>> Begin Data records

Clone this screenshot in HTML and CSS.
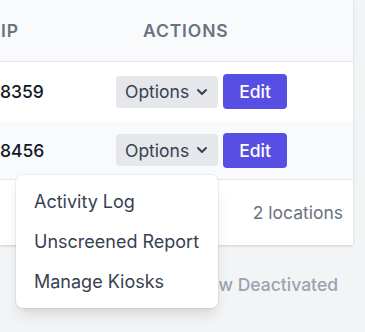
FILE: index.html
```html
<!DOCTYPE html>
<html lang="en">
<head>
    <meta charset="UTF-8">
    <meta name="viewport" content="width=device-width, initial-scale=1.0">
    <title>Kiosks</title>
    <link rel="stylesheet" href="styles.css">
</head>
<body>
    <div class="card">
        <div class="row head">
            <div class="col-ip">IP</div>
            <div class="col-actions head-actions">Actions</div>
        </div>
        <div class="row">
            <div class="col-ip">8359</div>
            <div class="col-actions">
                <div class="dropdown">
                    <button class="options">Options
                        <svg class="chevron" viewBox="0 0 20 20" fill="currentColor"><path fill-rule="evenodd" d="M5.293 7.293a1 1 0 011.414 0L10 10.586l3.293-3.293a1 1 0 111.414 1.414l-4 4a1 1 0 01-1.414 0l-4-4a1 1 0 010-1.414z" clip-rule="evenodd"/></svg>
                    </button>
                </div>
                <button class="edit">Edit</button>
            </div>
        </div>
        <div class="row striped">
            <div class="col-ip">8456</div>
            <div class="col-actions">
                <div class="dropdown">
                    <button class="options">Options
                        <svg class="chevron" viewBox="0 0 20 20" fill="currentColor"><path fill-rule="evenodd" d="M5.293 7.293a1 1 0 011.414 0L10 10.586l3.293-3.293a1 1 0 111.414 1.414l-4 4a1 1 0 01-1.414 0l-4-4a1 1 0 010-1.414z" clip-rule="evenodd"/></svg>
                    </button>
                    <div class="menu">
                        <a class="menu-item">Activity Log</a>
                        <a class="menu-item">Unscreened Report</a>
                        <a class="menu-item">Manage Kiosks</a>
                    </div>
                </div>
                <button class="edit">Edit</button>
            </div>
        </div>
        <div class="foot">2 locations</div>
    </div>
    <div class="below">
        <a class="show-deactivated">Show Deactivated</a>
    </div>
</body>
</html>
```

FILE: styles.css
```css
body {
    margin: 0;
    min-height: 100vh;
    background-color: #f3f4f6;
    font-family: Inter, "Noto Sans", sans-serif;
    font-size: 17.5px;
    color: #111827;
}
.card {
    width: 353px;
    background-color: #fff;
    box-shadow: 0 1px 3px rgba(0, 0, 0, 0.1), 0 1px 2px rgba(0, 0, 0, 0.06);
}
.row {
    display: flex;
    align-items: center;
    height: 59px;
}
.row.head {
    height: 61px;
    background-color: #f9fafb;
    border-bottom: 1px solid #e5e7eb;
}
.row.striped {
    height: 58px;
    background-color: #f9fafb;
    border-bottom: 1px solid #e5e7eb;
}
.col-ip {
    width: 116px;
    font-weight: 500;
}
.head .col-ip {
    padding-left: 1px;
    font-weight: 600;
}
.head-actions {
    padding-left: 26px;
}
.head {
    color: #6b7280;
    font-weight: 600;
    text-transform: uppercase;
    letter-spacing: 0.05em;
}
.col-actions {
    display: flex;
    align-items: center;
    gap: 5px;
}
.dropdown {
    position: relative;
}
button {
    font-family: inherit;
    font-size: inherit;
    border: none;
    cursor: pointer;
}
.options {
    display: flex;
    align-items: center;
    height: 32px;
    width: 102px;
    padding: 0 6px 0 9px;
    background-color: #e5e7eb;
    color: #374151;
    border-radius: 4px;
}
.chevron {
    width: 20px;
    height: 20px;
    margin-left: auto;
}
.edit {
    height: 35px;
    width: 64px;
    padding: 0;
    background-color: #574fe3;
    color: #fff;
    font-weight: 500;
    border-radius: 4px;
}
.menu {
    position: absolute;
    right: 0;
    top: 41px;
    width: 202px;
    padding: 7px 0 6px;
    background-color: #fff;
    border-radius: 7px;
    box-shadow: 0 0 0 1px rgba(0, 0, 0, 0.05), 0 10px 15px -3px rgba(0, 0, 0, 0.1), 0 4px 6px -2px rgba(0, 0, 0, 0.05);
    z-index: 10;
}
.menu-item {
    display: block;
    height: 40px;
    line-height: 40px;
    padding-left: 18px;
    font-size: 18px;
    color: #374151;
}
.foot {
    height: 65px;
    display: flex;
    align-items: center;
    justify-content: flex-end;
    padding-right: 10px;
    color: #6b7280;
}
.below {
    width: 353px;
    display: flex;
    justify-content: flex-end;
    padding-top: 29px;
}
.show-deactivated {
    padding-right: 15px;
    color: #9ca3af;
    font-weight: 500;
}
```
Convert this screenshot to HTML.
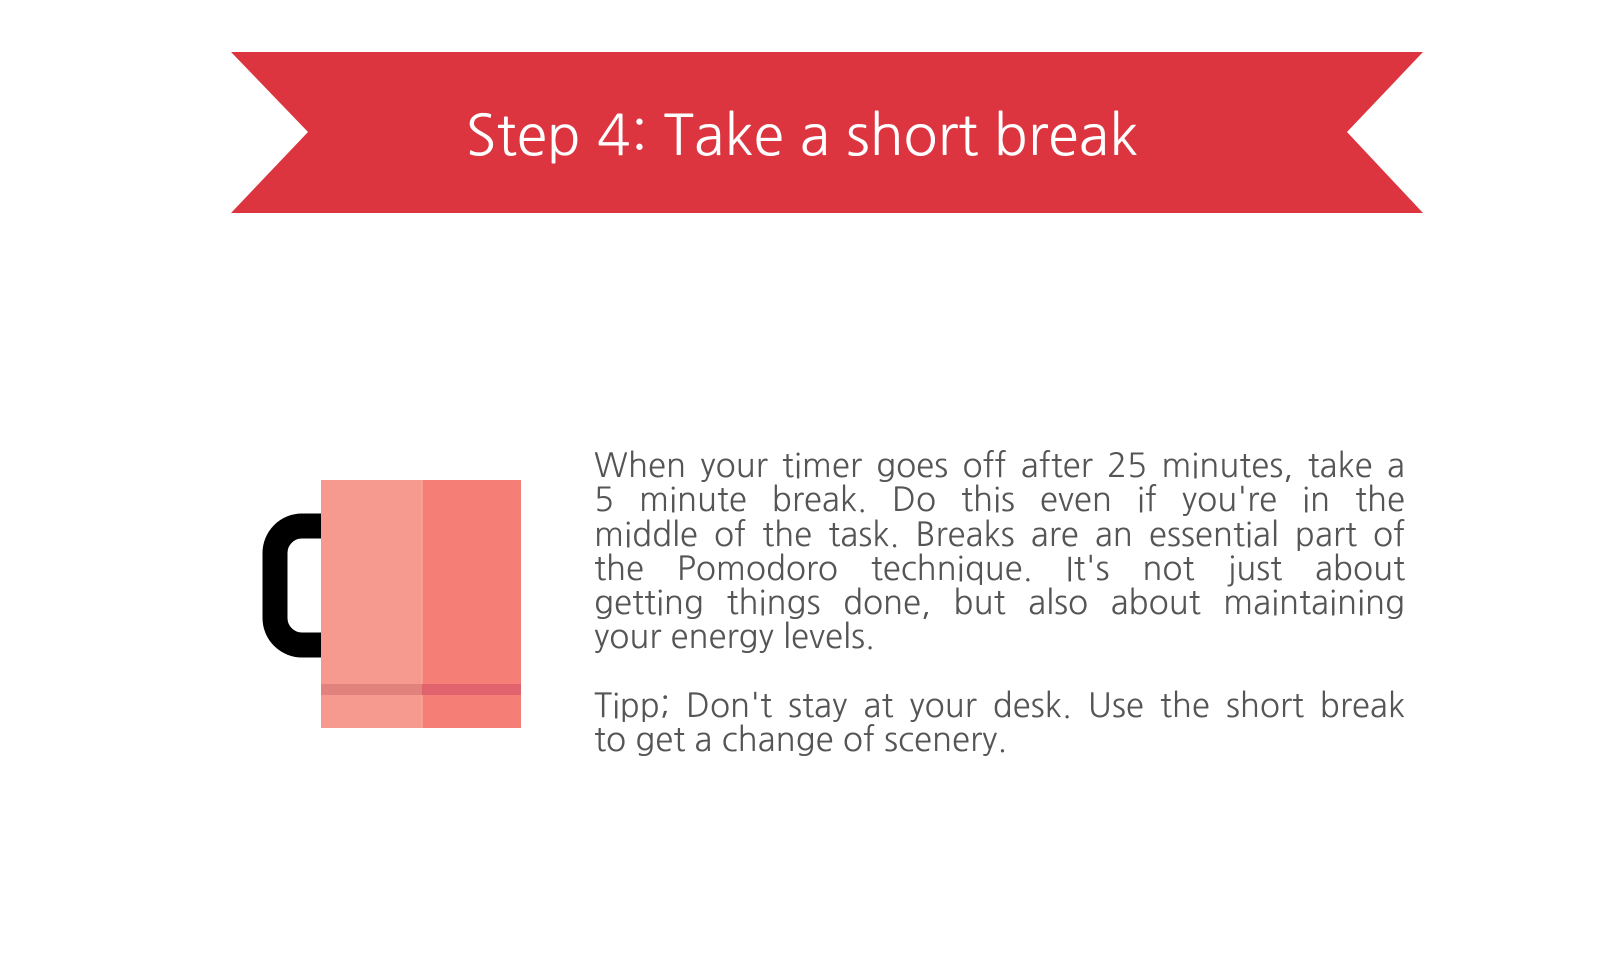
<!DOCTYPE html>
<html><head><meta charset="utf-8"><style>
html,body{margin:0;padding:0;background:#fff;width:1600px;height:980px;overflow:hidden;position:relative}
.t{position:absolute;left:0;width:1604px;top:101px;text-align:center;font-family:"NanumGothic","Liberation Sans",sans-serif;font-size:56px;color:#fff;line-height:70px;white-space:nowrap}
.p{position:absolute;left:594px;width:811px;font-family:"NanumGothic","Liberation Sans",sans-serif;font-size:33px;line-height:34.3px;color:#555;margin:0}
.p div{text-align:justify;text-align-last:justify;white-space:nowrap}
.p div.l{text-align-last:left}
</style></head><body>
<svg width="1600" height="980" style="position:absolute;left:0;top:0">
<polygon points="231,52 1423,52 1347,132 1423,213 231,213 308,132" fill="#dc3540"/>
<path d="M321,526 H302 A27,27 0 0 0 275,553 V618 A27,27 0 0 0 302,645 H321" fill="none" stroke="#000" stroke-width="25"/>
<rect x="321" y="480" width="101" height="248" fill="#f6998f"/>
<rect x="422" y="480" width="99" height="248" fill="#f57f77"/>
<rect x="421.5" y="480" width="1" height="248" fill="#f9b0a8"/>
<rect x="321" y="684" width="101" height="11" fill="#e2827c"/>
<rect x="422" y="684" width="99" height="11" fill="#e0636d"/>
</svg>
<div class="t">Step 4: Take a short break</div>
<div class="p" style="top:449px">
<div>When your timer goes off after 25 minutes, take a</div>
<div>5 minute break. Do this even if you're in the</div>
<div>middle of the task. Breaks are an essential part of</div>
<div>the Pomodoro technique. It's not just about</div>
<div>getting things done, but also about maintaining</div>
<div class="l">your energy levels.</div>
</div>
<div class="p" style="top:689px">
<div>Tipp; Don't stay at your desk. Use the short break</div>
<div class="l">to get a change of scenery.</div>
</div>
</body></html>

>> End Data records

> [Task statement]
Restate every record exactly, please; do not copy the pictures.

> [Exercise result]
Clone this screenshot in HTML and CSS.
FILE: index.html
```html
<!DOCTYPE html>
<html lang="en">
<head>
    <meta charset="UTF-8">
    <meta name="viewport" content="width=device-width, initial-scale=1.0">
    <title>Kiosks</title>
    <link rel="stylesheet" href="styles.css">
</head>
<body>
    <div class="card">
        <div class="row head">
            <div class="col-ip">IP</div>
            <div class="col-actions head-actions">Actions</div>
        </div>
        <div class="row">
            <div class="col-ip">8359</div>
            <div class="col-actions">
                <div class="dropdown">
                    <button class="options">Options
                        <svg class="chevron" viewBox="0 0 20 20" fill="currentColor"><path fill-rule="evenodd" d="M5.293 7.293a1 1 0 011.414 0L10 10.586l3.293-3.293a1 1 0 111.414 1.414l-4 4a1 1 0 01-1.414 0l-4-4a1 1 0 010-1.414z" clip-rule="evenodd"/></svg>
                    </button>
                </div>
                <button class="edit">Edit</button>
            </div>
        </div>
        <div class="row striped">
            <div class="col-ip">8456</div>
            <div class="col-actions">
                <div class="dropdown">
                    <button class="options">Options
                        <svg class="chevron" viewBox="0 0 20 20" fill="currentColor"><path fill-rule="evenodd" d="M5.293 7.293a1 1 0 011.414 0L10 10.586l3.293-3.293a1 1 0 111.414 1.414l-4 4a1 1 0 01-1.414 0l-4-4a1 1 0 010-1.414z" clip-rule="evenodd"/></svg>
                    </button>
                    <div class="menu">
                        <a class="menu-item">Activity Log</a>
                        <a class="menu-item">Unscreened Report</a>
                        <a class="menu-item">Manage Kiosks</a>
                    </div>
                </div>
                <button class="edit">Edit</button>
            </div>
        </div>
        <div class="foot">2 locations</div>
    </div>
    <div class="below">
        <a class="show-deactivated">Show Deactivated</a>
    </div>
</body>
</html>
```

FILE: styles.css
```css
body {
    margin: 0;
    min-height: 100vh;
    background-color: #f3f4f6;
    font-family: Inter, "Noto Sans", sans-serif;
    font-size: 17.5px;
    color: #111827;
}
.card {
    width: 353px;
    background-color: #fff;
    box-shadow: 0 1px 3px rgba(0, 0, 0, 0.1), 0 1px 2px rgba(0, 0, 0, 0.06);
}
.row {
    display: flex;
    align-items: center;
    height: 59px;
}
.row.head {
    height: 61px;
    background-color: #f9fafb;
    border-bottom: 1px solid #e5e7eb;
}
.row.striped {
    height: 58px;
    background-color: #f9fafb;
    border-bottom: 1px solid #e5e7eb;
}
.col-ip {
    width: 116px;
    font-weight: 500;
}
.head .col-ip {
    padding-left: 1px;
    font-weight: 600;
}
.head-actions {
    padding-left: 26px;
}
.head {
    color: #6b7280;
    font-weight: 600;
    text-transform: uppercase;
    letter-spacing: 0.05em;
}
.col-actions {
    display: flex;
    align-items: center;
    gap: 5px;
}
.dropdown {
    position: relative;
}
button {
    font-family: inherit;
    font-size: inherit;
    border: none;
    cursor: pointer;
}
.options {
    display: flex;
    align-items: center;
    height: 32px;
    width: 102px;
    padding: 0 6px 0 9px;
    background-color: #e5e7eb;
    color: #374151;
    border-radius: 4px;
}
.chevron {
    width: 20px;
    height: 20px;
    margin-left: auto;
}
.edit {
    height: 35px;
    width: 64px;
    padding: 0;
    background-color: #574fe3;
    color: #fff;
    font-weight: 500;
    border-radius: 4px;
}
.menu {
    position: absolute;
    right: 0;
    top: 41px;
    width: 202px;
    padding: 7px 0 6px;
    background-color: #fff;
    border-radius: 7px;
    box-shadow: 0 0 0 1px rgba(0, 0, 0, 0.05), 0 10px 15px -3px rgba(0, 0, 0, 0.1), 0 4px 6px -2px rgba(0, 0, 0, 0.05);
    z-index: 10;
}
.menu-item {
    display: block;
    height: 40px;
    line-height: 40px;
    padding-left: 18px;
    font-size: 18px;
    color: #374151;
}
.foot {
    height: 65px;
    display: flex;
    align-items: center;
    justify-content: flex-end;
    padding-right: 10px;
    color: #6b7280;
}
.below {
    width: 353px;
    display: flex;
    justify-content: flex-end;
    padding-top: 29px;
}
.show-deactivated {
    padding-right: 15px;
    color: #9ca3af;
    font-weight: 500;
}
```
Convert this screenshot to HTML.
<!DOCTYPE html>
<html><head><meta charset="utf-8"><style>
html,body{margin:0;padding:0;background:#fff;width:1600px;height:980px;overflow:hidden;position:relative}
.t{position:absolute;left:0;width:1604px;top:101px;text-align:center;font-family:"NanumGothic","Liberation Sans",sans-serif;font-size:56px;color:#fff;line-height:70px;white-space:nowrap}
.p{position:absolute;left:594px;width:811px;font-family:"NanumGothic","Liberation Sans",sans-serif;font-size:33px;line-height:34.3px;color:#555;margin:0}
.p div{text-align:justify;text-align-last:justify;white-space:nowrap}
.p div.l{text-align-last:left}
</style></head><body>
<svg width="1600" height="980" style="position:absolute;left:0;top:0">
<polygon points="231,52 1423,52 1347,132 1423,213 231,213 308,132" fill="#dc3540"/>
<path d="M321,526 H302 A27,27 0 0 0 275,553 V618 A27,27 0 0 0 302,645 H321" fill="none" stroke="#000" stroke-width="25"/>
<rect x="321" y="480" width="101" height="248" fill="#f6998f"/>
<rect x="422" y="480" width="99" height="248" fill="#f57f77"/>
<rect x="421.5" y="480" width="1" height="248" fill="#f9b0a8"/>
<rect x="321" y="684" width="101" height="11" fill="#e2827c"/>
<rect x="422" y="684" width="99" height="11" fill="#e0636d"/>
</svg>
<div class="t">Step 4: Take a short break</div>
<div class="p" style="top:449px">
<div>When your timer goes off after 25 minutes, take a</div>
<div>5 minute break. Do this even if you're in the</div>
<div>middle of the task. Breaks are an essential part of</div>
<div>the Pomodoro technique. It's not just about</div>
<div>getting things done, but also about maintaining</div>
<div class="l">your energy levels.</div>
</div>
<div class="p" style="top:689px">
<div>Tipp; Don't stay at your desk. Use the short break</div>
<div class="l">to get a change of scenery.</div>
</div>
</body></html>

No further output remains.